Today, HIP has evolved into an enterprise system built on Esri’s ArcGIS Server and ArcGIS Desktop and extensions. The GIS is web based so that HRIC partners and local farmers can get easy access to information. Applications include Cane Mapping and Management, Real-Time Cane Harvester Monitoring, Sucrogen Rail Safe Integration, and Cane Yield Monitoring systems. These applications use GIS to promote efficiency, productivity, and improved environmental outcomes for HRIC partners and sugarcane growers. Because the Herbert River catchment basin is sandwiched between two environmentally protected areas—Wet Tropics World Heritage Area and Great Barrier Reef Marine Park—the cane-growing industry uses the tools provided by HRIC to improve productivity while monitoring and reducing impact on the environment.
“Though initially established as a technology center, we quickly realized that the most significant value that HRIC could provide to our partners was the opportunity to build and enhance relationships among people and organizations,” says Raymond De Lai, HRIC manager. “We are strongly focused on building trust, commitment, and cooperation through a shared vision among our partners and the wider community.”
The partners in the HRIC project include local government representatives from Hinchinbrook Shire Council; the CSR group that refines and transports the processed sugarcane; and Terrain Natural Resource Management, a nonprofit agency that builds regional consensus for natural resource management. Also included in the management coalition are representatives from the Bureau of Sugar Experiment Stations and Herbert Cane Productivity Services, which provide research, development, and extension services to the sugarcane industry.
“For us, the advantage of a partnership approach to an enterprise GIS is the sharing of its cost, risk, and—of course—the benefits,” says De Lai. “Any one of our HRIC partners would find it very difficult to fund their own system. Together, we are able to buy into a large enterprise GIS infrastructure, data management processes, capacity building, and a relationship with our partners that provides benefits beyond GIS projects.”
The mutual support and interaction between HRIC and the community is essential because sugarcane production in the area is a complicated process that includes a number of well-coordinated steps, from planting to harvesting. The process is underpinned by the automatic collection and transmission of spatial data to HIP for analysis and decision making.
“Our sugarcane growing and harvesting procedures require a high level of interdependence within the community because the process is not vertically integrated, except for the milling and transport,” says De Lai.

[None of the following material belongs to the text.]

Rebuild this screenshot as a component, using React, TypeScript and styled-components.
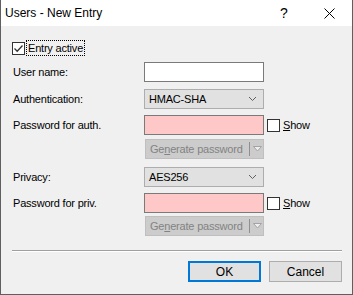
import { Fragment } from 'react'
import styled, { createGlobalStyle } from 'styled-components'

const Globals = createGlobalStyle`
* {
	box-sizing: border-box;
}

body {
	margin: 0;
	padding: 0;
	background: #ffffff;
	font-family: 'Liberation Sans', Arial, sans-serif;
}
`

const Window = styled.div`
	width: 353px;
	height: 295px;
	display: flex;
	flex-direction: column;
	background: #f0f0f0;
	border: 1px solid #5f5f5f;
	border-top: none;
`

const TitleBar = styled.div`
	height: 26px;
	flex: none;
	display: flex;
	align-items: center;
	background: #ffffff;
	padding-left: 4px;
	font-size: 12px;
	color: #000000;
`

const Title = styled.span`
	flex: 1;
`

const TitleButton = styled.span<{ $w: number }>`
	width: ${(p) => p.$w}px;
	height: 26px;
	display: flex;
	align-items: center;
	justify-content: center;
	font-size: 14px;
`

const Body = styled.div`
	flex: 1;
	display: flex;
	flex-direction: column;
	padding: 15px 10px 0 11px;
	font-size: 11px;
	letter-spacing: -0.2px;
	color: #000000;
`

const CheckRow = styled.label`
	display: flex;
	align-items: center;
	height: 14px;
	gap: 2px;
`

const Box = styled.span`
	width: 13px;
	height: 13px;
	flex: none;
	border: 1px solid #333333;
	background: #ffffff;
	display: flex;
	align-items: center;
	justify-content: center;
`

const FocusText = styled.span`
	outline: 1px dotted #000000;
	outline-offset: 0;
	padding: 0 1px;
	line-height: 14px;
`

const Row = styled.div<{ $mt: number }>`
	display: flex;
	align-items: center;
	height: 20px;
	margin-top: ${(p) => p.$mt}px;
`

const Label = styled.span`
	width: 132px;
	flex: none;
	padding-left: 1px;
`

const TextInput = styled.div<{ $bad?: boolean }>`
	width: 120px;
	height: 20px;
	flex: none;
	background: ${(p) => (p.$bad ? '#ffc8c8' : '#ffffff')};
	border: 1px solid #7a7a7a;
`

const Select = styled.div`
	width: 120px;
	height: 20px;
	flex: none;
	display: flex;
	align-items: center;
	justify-content: space-between;
	padding: 0 6px 0 4px;
	background: #e1e1e1;
	border: 1px solid #adadad;
`

const ShowCheck = styled.label`
	display: flex;
	align-items: center;
	gap: 3px;
	margin-left: 3px;
`

const Underline = styled.span`
	text-decoration: underline;
`

const SplitButton = styled.div`
	width: 119px;
	height: 20px;
	margin-left: 1px;
	flex: none;
	display: flex;
	align-items: center;
	padding-left: 4px;
	background: #cccccc;
	border: 1px solid #bfbfbf;
	color: #838383;
`

const SplitText = styled.span`
	flex: 1;
`

const SplitDivider = styled.span`
	width: 1px;
	height: 14px;
	background: #8f8f8f;
	margin-right: 2px;
`

const ArrowCell = styled.span`
	width: 11px;
	display: flex;
	align-items: center;
	justify-content: center;
`

const Separator = styled.div`
	height: 2px;
	margin-top: 14px;
	border-top: 1px solid #a0a0a0;
	border-bottom: 1px solid #ffffff;
`

const ButtonRow = styled.div`
	display: flex;
	justify-content: flex-end;
	gap: 8px;
	margin-top: 9px;
`

const Button = styled.div<{ $default?: boolean }>`
	width: 73px;
	height: 21px;
	display: flex;
	align-items: center;
	justify-content: center;
	background: #e1e1e1;
	border: ${(p) => (p.$default ? '2px solid #0078d7' : '1px solid #adadad')};
	font-size: 12px;
	letter-spacing: 0;
`

function Check() {
	return (
		<svg width="11" height="11" viewBox="0 0 11 11">
			<path d="M1.5 5.5 L4.2 8.2 L9.5 2.5" fill="none" stroke="#333333" strokeWidth="1.3" />
		</svg>
	)
}

function Chevron() {
	return (
		<svg width="9" height="6" viewBox="0 0 9 6">
			<path d="M1 1 L4.5 4.5 L8 1" fill="none" stroke="#606060" strokeWidth="1" />
		</svg>
	)
}

function GenerateButton({ mt }: { mt: number }) {
	return (
		<Row $mt={mt}>
			<Label />
			<SplitButton>
				<SplitText>
					Ge<Underline>n</Underline>erate password
				</SplitText>
				<SplitDivider />
				<ArrowCell>
					<svg width="9" height="6" viewBox="0 0 9 6">
						<path d="M0.5 0.5 L8.5 0.5 L4.5 5 Z" fill="#eeeeee" stroke="#a3a3a3" strokeWidth="1" />
					</svg>
				</ArrowCell>
			</SplitButton>
		</Row>
	)
}

function PasswordRow({ label, mt }: { label: string; mt: number }) {
	return (
		<Row $mt={mt}>
			<Label>{label}</Label>
			<TextInput $bad />
			<ShowCheck>
				<Box />
				<span>
					<Underline>S</Underline>how
				</span>
			</ShowCheck>
		</Row>
	)
}

export default function App() {
	return (
		<Fragment>
			<Globals />
			<Window>
				<TitleBar>
					<Title>Users - New Entry</Title>
					<TitleButton $w={44}>?</TitleButton>
					<TitleButton $w={46}>
						<svg width="11" height="11" viewBox="0 0 11 11">
							<path d="M0.5 0.5 L10.5 10.5 M10.5 0.5 L0.5 10.5" stroke="#000000" strokeWidth="1" />
						</svg>
					</TitleButton>
				</TitleBar>
				<Body>
					<CheckRow>
						<Box>
							<Check />
						</Box>
						<FocusText>Entry active</FocusText>
					</CheckRow>
					<Row $mt={7}>
						<Label>User name:</Label>
						<TextInput />
					</Row>
					<Row $mt={7}>
						<Label>Authentication:</Label>
						<Select>
							<span>HMAC-SHA</span>
							<Chevron />
						</Select>
					</Row>
					<PasswordRow label="Password for auth." mt={6} />
					<GenerateButton mt={4} />
					<Row $mt={8}>
						<Label>Privacy:</Label>
						<Select>
							<span>AES256</span>
							<Chevron />
						</Select>
					</Row>
					<PasswordRow label="Password for priv." mt={6} />
					<GenerateButton mt={3} />
					<Separator />
					<ButtonRow>
						<Button $default>OK</Button>
						<Button>Cancel</Button>
					</ButtonRow>
				</Body>
			</Window>
		</Fragment>
	)
}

“We rely a great deal on the growers to provide regular updates on the status of their fields.” Because sugar production can be increased with better management of harvest scheduling and decision making based on regional variations in soil, irrigation, and climatic conditions, the growers have fitted their harvesting equipment with onboard computers, electronic logbooks, base-cutter height sensor kits, and yield monitors. Data is automatically collected by the sensor systems installed on the tractors and other field equipment and transferred to HIP for processing and analysis with ArcGIS.
When analyzing yield variation within a field, the system suggests how growers may be able to reduce their costs through varying farm inputs. By closely managing irrigation and monitoring climatic conditions, the optimal harvesting time can be determined to maximize the sucrose content in the sugarcane. An increased sucrose yield increases the profitability of the harvest. Since harvesting is the costliest activity on a sugarcane farm, it is important to keep the cane harvesters in constant operation during the cutting season. This is facilitated, in part, through the use of Twitter, the social networking site. Farmers Tweet the status of the harvester in their field so that the owner of the subsequent field knows exactly when the equipment will arrive to begin the next job. It is expected that this concept will be used for other projects in the near future, such as identifying the location of cane trains and broadcasting the estimated times of arrival.

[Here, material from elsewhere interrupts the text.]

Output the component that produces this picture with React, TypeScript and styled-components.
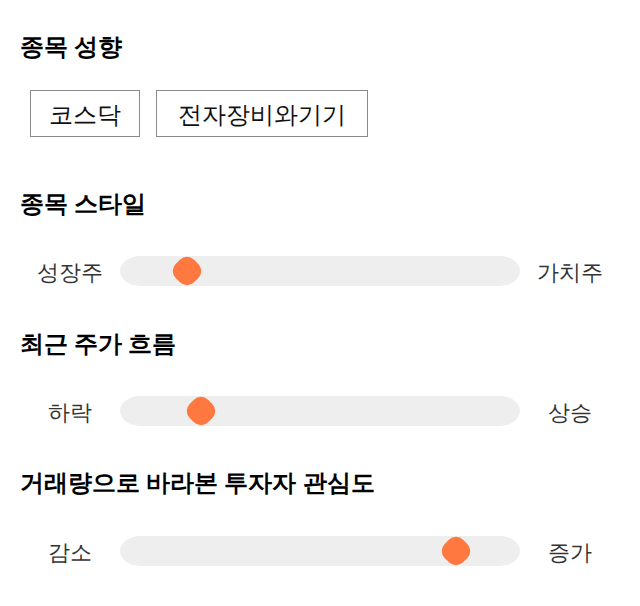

“Using Esri’s enterprise GIS has allowed us to integrate our various data inputs and provide real-time access for managers and decision makers. In development terms, we are doing things now in hours and days that would previously have taken us weeks and months. Technically, we can put in place anything we envision at the moment. Our challenge is to identify the business models that are sustainable and support those opportunities through GIS,” De Lai concludes.